Stored rows =
---*---

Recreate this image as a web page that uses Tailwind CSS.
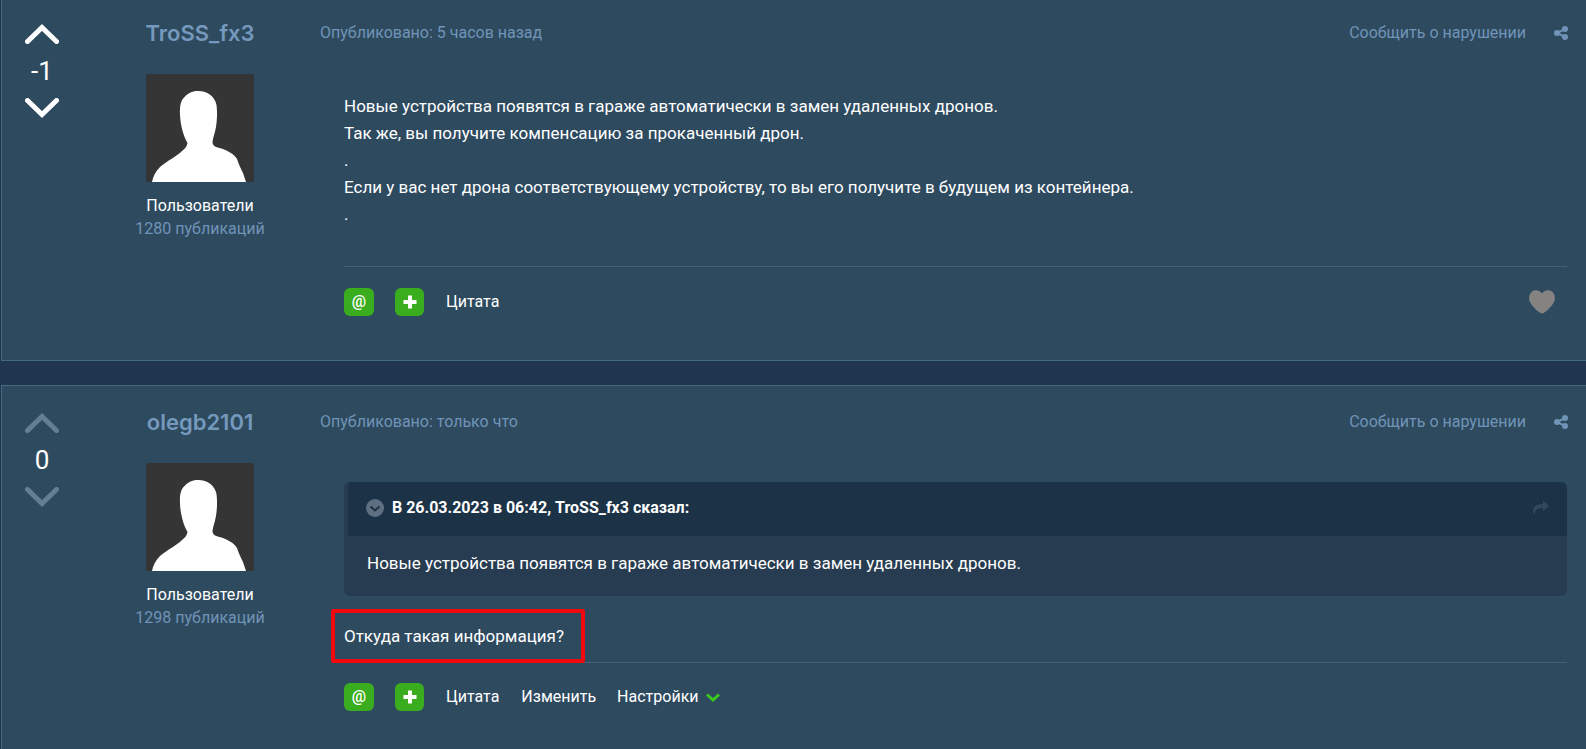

---*---

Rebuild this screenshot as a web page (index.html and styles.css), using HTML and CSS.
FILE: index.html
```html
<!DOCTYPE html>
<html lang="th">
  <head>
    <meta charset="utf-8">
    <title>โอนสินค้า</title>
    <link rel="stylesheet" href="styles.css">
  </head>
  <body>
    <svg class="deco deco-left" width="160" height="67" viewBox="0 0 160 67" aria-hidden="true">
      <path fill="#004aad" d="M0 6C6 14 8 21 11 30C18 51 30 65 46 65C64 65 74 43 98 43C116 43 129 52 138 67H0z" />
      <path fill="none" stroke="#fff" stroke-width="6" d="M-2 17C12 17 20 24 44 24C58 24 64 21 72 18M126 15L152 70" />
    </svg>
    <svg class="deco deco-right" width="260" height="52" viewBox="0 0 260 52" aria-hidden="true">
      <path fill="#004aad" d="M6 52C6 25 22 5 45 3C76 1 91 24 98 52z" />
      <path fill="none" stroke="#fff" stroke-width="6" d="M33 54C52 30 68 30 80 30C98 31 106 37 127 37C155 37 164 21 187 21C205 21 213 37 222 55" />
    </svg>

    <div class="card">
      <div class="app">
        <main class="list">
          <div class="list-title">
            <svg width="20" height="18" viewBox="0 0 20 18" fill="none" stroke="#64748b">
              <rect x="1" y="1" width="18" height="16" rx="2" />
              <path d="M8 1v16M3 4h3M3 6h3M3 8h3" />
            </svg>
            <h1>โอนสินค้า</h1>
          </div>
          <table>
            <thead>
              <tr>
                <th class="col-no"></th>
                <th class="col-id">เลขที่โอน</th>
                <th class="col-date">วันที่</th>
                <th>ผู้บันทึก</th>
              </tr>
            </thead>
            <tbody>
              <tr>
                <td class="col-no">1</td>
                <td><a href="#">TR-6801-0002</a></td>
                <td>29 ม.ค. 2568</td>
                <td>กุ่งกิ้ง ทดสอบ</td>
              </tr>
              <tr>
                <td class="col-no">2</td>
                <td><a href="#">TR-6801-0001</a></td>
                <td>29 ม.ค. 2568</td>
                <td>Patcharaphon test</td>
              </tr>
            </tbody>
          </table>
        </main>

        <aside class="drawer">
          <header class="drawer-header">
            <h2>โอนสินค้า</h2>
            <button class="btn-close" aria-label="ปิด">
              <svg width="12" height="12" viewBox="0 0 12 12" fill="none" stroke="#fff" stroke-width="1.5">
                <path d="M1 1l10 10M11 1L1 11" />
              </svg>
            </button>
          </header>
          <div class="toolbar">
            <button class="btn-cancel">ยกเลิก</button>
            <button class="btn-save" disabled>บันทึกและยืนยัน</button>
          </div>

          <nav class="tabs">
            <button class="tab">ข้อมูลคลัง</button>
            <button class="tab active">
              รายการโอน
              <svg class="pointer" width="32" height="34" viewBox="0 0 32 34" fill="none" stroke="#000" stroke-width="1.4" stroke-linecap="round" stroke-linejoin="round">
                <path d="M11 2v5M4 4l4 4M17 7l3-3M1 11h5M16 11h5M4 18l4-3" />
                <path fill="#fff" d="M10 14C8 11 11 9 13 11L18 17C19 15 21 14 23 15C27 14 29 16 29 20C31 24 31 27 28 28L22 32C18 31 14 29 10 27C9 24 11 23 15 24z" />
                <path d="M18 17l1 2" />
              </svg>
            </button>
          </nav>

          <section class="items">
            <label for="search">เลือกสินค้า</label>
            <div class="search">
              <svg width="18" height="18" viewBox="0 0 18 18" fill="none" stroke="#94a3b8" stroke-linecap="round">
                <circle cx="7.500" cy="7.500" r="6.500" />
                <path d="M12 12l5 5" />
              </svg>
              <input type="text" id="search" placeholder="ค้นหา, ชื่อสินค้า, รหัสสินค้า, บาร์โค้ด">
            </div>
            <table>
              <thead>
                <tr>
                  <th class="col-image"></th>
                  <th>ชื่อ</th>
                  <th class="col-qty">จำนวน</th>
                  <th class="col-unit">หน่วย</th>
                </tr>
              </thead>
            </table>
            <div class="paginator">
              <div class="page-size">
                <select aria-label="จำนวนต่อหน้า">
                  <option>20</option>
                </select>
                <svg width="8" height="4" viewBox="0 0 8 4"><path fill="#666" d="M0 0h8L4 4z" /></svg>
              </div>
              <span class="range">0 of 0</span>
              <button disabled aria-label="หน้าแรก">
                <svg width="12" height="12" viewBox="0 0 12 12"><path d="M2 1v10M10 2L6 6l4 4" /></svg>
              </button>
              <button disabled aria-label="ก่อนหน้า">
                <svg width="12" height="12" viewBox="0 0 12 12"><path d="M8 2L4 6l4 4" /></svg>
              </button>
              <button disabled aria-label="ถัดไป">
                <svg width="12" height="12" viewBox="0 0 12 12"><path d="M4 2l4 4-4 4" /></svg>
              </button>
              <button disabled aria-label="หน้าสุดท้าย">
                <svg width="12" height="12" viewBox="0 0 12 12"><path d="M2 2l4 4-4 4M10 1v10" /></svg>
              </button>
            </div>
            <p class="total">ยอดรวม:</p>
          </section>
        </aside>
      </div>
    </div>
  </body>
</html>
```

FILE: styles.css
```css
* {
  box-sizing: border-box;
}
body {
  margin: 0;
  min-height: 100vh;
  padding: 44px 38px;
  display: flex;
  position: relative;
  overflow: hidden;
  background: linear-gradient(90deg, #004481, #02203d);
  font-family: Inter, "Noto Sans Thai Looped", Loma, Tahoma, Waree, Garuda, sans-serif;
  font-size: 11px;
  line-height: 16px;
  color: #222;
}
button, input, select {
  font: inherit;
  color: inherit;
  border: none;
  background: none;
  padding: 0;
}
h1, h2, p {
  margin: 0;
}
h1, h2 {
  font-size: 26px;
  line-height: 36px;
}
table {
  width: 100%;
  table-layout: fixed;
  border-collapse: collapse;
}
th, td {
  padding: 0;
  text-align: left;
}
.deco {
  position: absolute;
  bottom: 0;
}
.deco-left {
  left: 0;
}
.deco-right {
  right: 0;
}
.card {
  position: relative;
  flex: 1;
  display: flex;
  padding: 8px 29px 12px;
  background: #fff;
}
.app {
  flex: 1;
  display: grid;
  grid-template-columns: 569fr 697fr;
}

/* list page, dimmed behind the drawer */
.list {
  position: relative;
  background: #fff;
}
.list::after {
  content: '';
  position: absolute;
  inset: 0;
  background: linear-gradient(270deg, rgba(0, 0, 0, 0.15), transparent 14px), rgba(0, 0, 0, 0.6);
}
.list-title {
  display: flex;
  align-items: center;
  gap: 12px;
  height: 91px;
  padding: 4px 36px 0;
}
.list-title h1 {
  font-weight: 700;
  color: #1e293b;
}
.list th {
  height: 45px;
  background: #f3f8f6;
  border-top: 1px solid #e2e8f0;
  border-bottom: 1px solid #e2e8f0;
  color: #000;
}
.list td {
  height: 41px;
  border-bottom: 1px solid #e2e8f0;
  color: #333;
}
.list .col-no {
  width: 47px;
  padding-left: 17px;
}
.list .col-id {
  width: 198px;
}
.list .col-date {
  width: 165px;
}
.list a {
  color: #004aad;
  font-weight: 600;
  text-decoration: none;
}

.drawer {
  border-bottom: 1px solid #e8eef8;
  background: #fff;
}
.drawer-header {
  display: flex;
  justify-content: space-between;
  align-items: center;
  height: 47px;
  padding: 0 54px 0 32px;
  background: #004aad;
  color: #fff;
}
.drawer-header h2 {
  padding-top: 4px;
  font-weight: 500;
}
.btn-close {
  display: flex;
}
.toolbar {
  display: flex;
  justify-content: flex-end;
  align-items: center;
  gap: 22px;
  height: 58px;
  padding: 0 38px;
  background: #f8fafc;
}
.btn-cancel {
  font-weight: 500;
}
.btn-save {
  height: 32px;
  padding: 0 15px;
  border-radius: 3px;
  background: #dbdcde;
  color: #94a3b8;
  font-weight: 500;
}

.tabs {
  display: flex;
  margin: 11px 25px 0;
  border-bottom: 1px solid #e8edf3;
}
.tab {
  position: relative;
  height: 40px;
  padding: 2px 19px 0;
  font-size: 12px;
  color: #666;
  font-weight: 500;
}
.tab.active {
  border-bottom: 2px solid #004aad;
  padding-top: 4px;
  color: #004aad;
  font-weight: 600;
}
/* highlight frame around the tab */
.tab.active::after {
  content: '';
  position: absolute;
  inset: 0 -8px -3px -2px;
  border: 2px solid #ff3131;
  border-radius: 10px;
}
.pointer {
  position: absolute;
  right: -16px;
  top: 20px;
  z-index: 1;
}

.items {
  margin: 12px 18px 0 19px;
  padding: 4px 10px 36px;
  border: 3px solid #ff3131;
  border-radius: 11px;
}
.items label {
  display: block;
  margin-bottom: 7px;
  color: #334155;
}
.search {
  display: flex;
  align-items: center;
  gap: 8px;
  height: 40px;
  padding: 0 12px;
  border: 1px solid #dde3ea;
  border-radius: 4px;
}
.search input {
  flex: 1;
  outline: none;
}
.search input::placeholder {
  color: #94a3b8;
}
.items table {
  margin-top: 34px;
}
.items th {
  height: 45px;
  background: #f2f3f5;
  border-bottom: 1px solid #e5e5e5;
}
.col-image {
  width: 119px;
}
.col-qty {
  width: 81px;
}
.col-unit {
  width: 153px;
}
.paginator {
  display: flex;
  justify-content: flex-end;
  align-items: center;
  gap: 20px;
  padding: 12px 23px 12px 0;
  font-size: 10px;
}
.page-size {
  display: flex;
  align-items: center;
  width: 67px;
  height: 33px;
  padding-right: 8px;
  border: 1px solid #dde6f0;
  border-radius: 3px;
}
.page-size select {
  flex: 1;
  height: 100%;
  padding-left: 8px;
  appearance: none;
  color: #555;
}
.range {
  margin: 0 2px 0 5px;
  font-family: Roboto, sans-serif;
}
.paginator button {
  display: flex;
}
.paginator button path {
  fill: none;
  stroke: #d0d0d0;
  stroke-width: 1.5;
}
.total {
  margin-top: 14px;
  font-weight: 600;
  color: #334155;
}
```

---*---

Directions for this task = Where a line holds "page", copy that line.

Written answer =
Recreate this image as a web page that uses Tailwind CSS.
Rebuild this screenshot as a web page (index.html and styles.css), using HTML and CSS.
              <div class="page-size">
/* list page, dimmed behind the drawer */
.page-size {
.page-size select {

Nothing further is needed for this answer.